Friday 15 July 2016

The Best is Past.

This morning MOT. Sailed through after I’d wiped off the telltale signs of a worn out oil seal from the fork leg on the way. So following on from yesterday: The best pasted twenty years ago. Not just bikes, everything. The second millennium will be known as the Bloated Age. We’ve had the Stone Age the Iron Age the Bronze Age and probably the Fish age and Roots and berries age before that. Sometime in the 80’s or 90’s and having everything we began to want more. It was a transition strangely unnoticed by historians. The mathematics of perception altered.

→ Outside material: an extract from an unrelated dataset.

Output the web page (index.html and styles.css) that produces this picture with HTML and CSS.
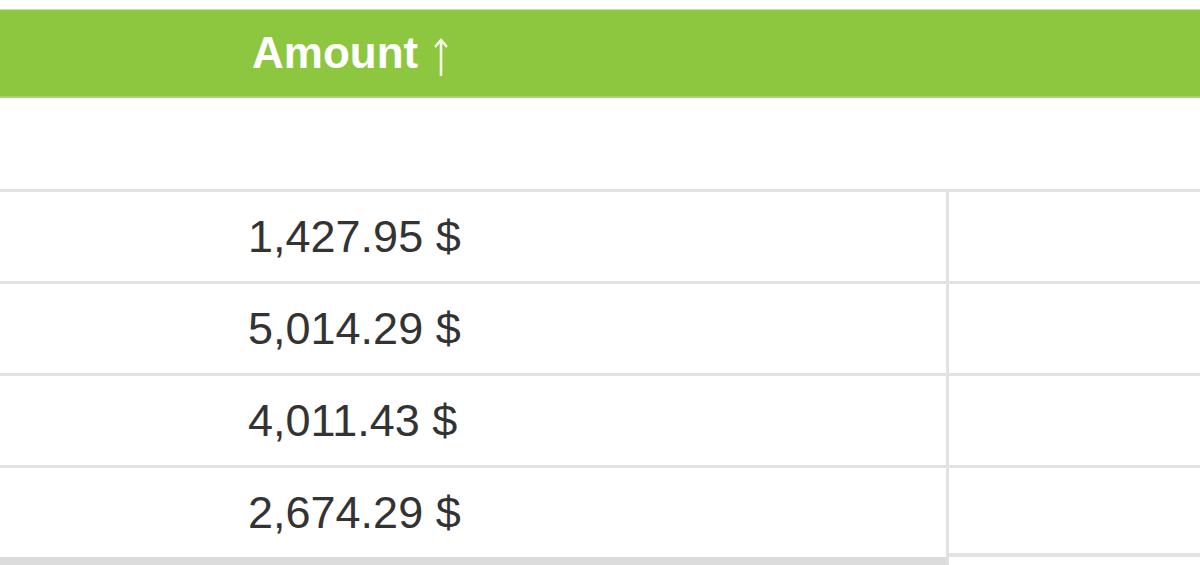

A series based on the term 1/n, i.e. 1+½+1/3 +1/4 converges to a finite value where the term n, i.e. 1+2+3+4 etc sums to infinity. If we equate each additional value in a serie to some day-to-day imperative it will over weeks and months continue to sum one way or the other. If perception is the basic term of this series then whether it’s convergent to a finite value or divergent to an infinite value is majorly important. That’s the transition. If our desire is finite it has the chance of being met; if it’s infinite it hasn’t. It appears in this Bloated Age we simply want more irrespective of practicality. My motorcycle needs more power, my computer more memory, my software more features, my camera more pixels and so on. Things need to be faster, bigger, cleaner, happier and more exotic, all just more. Our perceptual series has become divergent. XP was fine, Windows 7 great, Windows 10 is so irrelevant Microsoft are beginning to be sued by many US states for their blatantly dishonest promotion of it. They even re-purposed the top right ‘X’ not as ‘close’ but ‘I accept.’ And even the top 1% while having more than they could ever need are hell bent on acquiring more. And, and even every kid’s spaceman chum, Buzz Lightyear is teaching our children to go, “To infinity and beyond!” A good joke but lost on a five year old’. No, bring back the blitz I want to join Dad’s Army.